What is the difference? Well, in a Nutshell™:
Title transfer under a English law CSA
Under a “title transfer collateral arrangement” when a party provides collateral it transfers it to the other party outright and absolutely: it gives it, free of all reversionary interests, to the Transferee.
- Securities delivered to Transferee become the Transferee’s property absolutely
- Transferee does not hold them in custody for the Transferor;
- Transferee has only an obligation to redeliver an equivalent security.
- Therefore no CASS or custody question arises at any point - the Transferor gives up all legal claims to the asset.

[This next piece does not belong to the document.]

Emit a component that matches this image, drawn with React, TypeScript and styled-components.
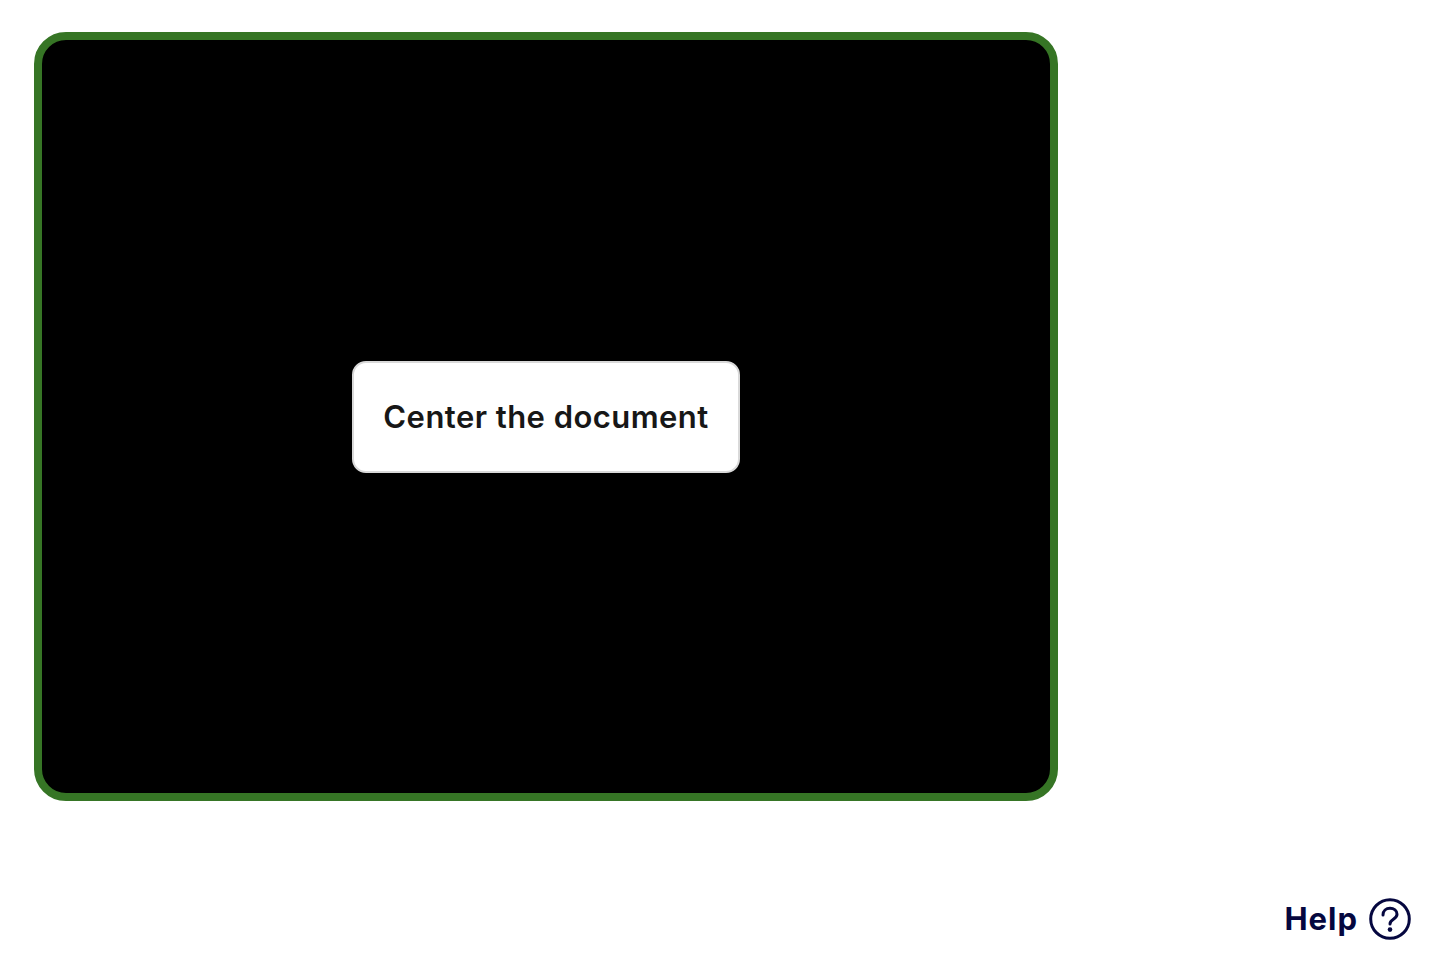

- Nor does it make any sense to talk about the Transferee’s right to reuse or rehypothecate the asset. It owns the asset outright: by definition it can do what it wants with it; the Transferor can’t stop it.[2]

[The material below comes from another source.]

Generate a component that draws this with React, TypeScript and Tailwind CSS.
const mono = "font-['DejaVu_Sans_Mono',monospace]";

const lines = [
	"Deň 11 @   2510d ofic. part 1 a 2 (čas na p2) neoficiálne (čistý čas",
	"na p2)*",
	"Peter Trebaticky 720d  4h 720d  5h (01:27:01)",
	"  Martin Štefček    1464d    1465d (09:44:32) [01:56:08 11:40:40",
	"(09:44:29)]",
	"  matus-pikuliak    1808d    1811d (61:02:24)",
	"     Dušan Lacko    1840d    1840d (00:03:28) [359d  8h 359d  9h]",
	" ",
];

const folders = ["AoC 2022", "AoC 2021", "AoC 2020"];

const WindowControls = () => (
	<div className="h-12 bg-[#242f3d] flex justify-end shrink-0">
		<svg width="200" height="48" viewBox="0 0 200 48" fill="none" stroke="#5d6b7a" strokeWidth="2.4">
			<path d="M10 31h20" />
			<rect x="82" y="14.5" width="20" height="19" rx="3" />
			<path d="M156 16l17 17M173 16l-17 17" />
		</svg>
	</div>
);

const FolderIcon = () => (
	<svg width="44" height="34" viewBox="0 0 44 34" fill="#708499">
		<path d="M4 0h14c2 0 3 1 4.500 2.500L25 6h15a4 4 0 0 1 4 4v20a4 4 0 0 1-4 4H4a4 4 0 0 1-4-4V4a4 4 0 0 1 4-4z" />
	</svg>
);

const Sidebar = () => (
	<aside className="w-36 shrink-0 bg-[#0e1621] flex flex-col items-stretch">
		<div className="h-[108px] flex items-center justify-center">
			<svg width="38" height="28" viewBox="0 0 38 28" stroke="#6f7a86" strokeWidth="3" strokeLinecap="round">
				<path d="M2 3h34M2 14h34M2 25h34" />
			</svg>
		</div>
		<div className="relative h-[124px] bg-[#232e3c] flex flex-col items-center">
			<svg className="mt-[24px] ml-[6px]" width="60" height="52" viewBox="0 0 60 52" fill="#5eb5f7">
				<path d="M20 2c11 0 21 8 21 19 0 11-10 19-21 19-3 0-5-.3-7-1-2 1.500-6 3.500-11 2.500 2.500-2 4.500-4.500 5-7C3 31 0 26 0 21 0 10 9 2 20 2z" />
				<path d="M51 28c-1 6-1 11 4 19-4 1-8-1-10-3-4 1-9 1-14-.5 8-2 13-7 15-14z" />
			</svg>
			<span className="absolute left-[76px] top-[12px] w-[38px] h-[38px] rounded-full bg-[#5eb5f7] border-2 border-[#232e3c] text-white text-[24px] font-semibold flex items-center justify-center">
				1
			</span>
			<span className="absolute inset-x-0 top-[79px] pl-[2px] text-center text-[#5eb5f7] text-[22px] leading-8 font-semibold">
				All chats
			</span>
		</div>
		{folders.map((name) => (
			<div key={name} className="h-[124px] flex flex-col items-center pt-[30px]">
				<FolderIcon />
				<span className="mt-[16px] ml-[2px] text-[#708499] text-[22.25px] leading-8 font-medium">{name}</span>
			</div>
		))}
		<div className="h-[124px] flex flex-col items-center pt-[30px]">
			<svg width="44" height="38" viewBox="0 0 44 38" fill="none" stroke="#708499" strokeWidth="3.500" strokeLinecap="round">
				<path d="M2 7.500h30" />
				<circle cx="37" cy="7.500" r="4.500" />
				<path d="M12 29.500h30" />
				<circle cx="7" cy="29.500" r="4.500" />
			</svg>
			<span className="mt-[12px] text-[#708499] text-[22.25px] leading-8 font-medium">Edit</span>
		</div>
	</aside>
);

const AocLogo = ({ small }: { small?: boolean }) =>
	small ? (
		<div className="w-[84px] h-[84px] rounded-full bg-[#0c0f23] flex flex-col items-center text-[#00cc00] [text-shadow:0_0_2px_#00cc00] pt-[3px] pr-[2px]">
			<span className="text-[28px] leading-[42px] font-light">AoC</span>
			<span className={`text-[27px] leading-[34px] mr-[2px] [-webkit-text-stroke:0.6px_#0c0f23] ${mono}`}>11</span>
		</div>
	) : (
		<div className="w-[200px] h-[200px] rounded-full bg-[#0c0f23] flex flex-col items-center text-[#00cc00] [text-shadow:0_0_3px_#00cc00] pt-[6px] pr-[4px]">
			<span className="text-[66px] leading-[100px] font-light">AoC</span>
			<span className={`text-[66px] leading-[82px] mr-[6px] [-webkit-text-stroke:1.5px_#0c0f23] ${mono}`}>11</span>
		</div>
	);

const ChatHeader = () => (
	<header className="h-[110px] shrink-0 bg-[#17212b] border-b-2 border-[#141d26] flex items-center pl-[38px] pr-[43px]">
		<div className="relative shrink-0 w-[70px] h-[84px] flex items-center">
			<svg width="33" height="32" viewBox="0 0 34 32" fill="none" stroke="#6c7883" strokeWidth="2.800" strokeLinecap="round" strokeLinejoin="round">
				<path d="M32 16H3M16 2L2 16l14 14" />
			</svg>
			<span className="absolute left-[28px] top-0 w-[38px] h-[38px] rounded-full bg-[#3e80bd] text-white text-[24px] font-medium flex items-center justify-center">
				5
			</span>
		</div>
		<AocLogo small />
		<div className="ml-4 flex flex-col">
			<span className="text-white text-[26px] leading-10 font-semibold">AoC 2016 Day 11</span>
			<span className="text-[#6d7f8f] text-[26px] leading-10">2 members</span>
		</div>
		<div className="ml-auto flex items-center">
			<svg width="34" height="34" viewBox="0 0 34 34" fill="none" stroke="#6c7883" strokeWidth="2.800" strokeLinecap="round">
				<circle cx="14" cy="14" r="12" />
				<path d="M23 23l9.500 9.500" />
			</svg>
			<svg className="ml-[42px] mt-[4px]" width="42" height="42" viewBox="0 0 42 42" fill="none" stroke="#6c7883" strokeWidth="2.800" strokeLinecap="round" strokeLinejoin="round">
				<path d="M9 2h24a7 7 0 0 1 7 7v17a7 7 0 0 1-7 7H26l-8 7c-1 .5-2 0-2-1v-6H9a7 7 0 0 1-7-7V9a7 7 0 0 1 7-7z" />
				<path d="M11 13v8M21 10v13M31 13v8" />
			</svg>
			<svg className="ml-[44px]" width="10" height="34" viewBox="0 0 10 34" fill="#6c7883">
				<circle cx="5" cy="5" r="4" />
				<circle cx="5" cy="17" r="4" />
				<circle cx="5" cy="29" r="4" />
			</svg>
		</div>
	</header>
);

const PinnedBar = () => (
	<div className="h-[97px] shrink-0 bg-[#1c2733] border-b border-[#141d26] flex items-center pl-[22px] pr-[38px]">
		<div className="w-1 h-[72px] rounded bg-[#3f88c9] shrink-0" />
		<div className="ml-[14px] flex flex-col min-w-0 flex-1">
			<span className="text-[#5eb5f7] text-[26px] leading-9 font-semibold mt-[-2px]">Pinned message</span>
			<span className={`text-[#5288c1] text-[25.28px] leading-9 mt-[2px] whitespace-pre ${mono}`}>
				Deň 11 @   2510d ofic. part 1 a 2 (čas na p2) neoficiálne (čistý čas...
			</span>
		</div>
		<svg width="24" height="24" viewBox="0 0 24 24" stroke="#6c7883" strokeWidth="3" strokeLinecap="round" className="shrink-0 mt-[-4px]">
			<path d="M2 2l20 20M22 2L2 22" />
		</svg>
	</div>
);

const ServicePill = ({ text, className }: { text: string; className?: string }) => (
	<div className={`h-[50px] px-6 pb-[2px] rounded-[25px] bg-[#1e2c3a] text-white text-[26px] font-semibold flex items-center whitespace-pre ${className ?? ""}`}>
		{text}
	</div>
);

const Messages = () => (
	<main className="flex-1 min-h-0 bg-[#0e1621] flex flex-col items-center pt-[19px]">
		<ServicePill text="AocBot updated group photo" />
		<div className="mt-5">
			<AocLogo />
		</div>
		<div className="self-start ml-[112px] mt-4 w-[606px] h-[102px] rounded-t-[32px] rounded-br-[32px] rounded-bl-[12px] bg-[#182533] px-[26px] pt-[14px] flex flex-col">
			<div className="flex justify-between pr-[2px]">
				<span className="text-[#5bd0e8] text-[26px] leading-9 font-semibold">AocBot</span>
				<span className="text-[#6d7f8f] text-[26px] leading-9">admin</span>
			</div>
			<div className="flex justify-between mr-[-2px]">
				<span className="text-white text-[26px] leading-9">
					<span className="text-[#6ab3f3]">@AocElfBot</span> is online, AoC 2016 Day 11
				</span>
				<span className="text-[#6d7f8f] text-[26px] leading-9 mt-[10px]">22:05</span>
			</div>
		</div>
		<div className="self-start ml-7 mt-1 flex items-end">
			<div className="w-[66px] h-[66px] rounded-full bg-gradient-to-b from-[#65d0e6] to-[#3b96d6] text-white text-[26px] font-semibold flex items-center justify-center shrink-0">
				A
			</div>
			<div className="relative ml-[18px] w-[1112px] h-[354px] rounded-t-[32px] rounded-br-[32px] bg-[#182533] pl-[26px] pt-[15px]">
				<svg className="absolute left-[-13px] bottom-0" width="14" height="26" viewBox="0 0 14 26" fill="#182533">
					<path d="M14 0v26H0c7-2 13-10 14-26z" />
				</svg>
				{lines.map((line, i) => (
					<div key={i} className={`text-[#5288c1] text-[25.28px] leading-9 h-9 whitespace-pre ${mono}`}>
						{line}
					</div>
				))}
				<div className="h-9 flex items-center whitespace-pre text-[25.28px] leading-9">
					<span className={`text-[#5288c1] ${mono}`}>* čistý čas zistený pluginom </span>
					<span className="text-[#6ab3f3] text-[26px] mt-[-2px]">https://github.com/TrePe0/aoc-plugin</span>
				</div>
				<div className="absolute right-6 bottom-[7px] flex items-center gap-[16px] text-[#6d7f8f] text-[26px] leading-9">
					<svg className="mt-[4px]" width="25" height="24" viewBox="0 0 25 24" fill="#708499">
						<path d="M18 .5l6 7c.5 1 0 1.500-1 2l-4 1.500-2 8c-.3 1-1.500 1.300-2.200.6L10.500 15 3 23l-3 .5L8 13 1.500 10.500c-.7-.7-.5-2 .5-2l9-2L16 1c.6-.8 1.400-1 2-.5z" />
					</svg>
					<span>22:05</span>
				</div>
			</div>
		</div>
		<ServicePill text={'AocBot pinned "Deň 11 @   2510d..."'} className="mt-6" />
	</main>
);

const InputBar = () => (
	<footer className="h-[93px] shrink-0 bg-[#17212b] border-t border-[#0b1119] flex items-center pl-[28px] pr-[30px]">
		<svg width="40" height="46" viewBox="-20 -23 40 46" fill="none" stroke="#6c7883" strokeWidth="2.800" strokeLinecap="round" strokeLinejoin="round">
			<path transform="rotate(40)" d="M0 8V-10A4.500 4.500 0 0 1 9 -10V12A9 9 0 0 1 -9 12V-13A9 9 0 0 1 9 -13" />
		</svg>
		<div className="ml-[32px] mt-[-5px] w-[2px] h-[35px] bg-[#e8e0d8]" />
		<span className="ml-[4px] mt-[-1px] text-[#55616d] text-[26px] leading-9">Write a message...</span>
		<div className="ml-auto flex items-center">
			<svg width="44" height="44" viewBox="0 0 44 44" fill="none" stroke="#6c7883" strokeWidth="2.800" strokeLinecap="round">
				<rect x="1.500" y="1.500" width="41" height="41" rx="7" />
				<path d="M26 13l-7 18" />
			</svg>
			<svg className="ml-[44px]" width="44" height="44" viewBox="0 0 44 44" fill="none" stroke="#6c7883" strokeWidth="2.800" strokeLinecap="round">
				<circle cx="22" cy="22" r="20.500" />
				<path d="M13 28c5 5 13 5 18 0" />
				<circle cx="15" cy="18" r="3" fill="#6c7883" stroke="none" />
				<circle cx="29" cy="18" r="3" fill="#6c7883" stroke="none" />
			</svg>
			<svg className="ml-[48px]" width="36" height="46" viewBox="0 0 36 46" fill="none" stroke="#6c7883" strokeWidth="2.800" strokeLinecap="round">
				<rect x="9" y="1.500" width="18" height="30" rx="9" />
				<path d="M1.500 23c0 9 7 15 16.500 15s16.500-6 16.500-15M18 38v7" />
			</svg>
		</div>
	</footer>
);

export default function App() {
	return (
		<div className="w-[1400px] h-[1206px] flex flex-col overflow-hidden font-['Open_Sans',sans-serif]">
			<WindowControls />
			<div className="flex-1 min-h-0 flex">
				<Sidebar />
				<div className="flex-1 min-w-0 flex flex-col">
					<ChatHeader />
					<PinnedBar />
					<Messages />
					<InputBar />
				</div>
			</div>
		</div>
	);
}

Pledge under a 1994 New York law CSA (and a English law CSD)
Examples: The 1994 New York law CSAs and the English law CSD are security financial collateral arrangements in that the Pledgor creates a security interest over the document in favour of the Secured Party, but retains beneficial ownership of the assets.
- The Pledgor delivers the assets to the Secured Party to hold in custody, subject to the security interest, for the Pledgor. The Pledgor retains title to the assets.
- Secured Party holds the assets subject to a security interest securing its payment obligation under the related transaction.
- The custody arrangement only exists while Secured Party holds the security, not before.
- Under the 1994 New York law CSAs the Secured Party may nonetheless be entitled to sell the pledged asset absolutely, under a process known as rehypothecation. Don’t laugh. The JC thinks this converts the pledge into a title transfer collateral arrangement — at least at the point of rehypothecation. If so, it makes you wonder why, you know, all the fuss with security interests.
“Transaction” versus “Credit Support Document” complicated affair.
You are going to love this. Strap yourselves in. Are you ready?
- English law CSAs are Transactions but are not Credit Support Documents.
- 1994 New York law CSAs not Transactions, and, explicitly, are Credit Support Documents, though you should not (according to the user’s guide) describe the parties to one as “Credit Support Providers”.
- English law CSDs (including the 2018 English law IM CSD) are not Transactions and, explicitly, are Credit Support Documents.
This means the Events of Default for failure to pay under an English law CSA — being a Transaction, a failure to pay under it is a Section 5(a)(i) Failure to Pay or Deliver — are different from those applying to New York law CSAs and English law CSDs (being Credit Support Documents, a failure to pay under these is a Section 5(a)(iii) Credit Support Default).
Because ownership transfers absolutely, the Transferee doesn’t have to do anything to enforce its collateral. It already owns it outright. Indeed, to the contrary, should the Exposure that the collateral supports disappear, the Transferor will be the creditor of the Transferee. It is as it it were a Transaction under the ISDA where the mark-to-market exposure had flipped around. Indeed, a English law CSA is a “Transaction” under the ISDA Master Agreement — it is an integral part of the ISDA Master Agreement itself, and it is the proverbial schoolboy error to label a English law CSA as a “Credit Support Document”. It is not a Credit Support Document. From the point of view of the ISDA architecture it is the Confirmation for a Transaction.
But the 1994 New York law CSAs are not Transactions, for the same reason: title doesn’t change hands. They are old fashioned security arrangements. Therefore they 'are Credit Support Documents in the labyrinthine logic of ISDA’s crack drafting squad™. This all no doubt must have seen an excellently complex thing for the little gnomes in ISDA’s crack drafting squad™when they were devising the idea of the CSA back in the early nineties. Nowadays, it just seems silly. But here we are, folks.
See also
References
- ↑ See common depositary for more information.
- ↑ This doesn't stop triparty agents requiring title transfer providers to grant their counterparties a right of reuse.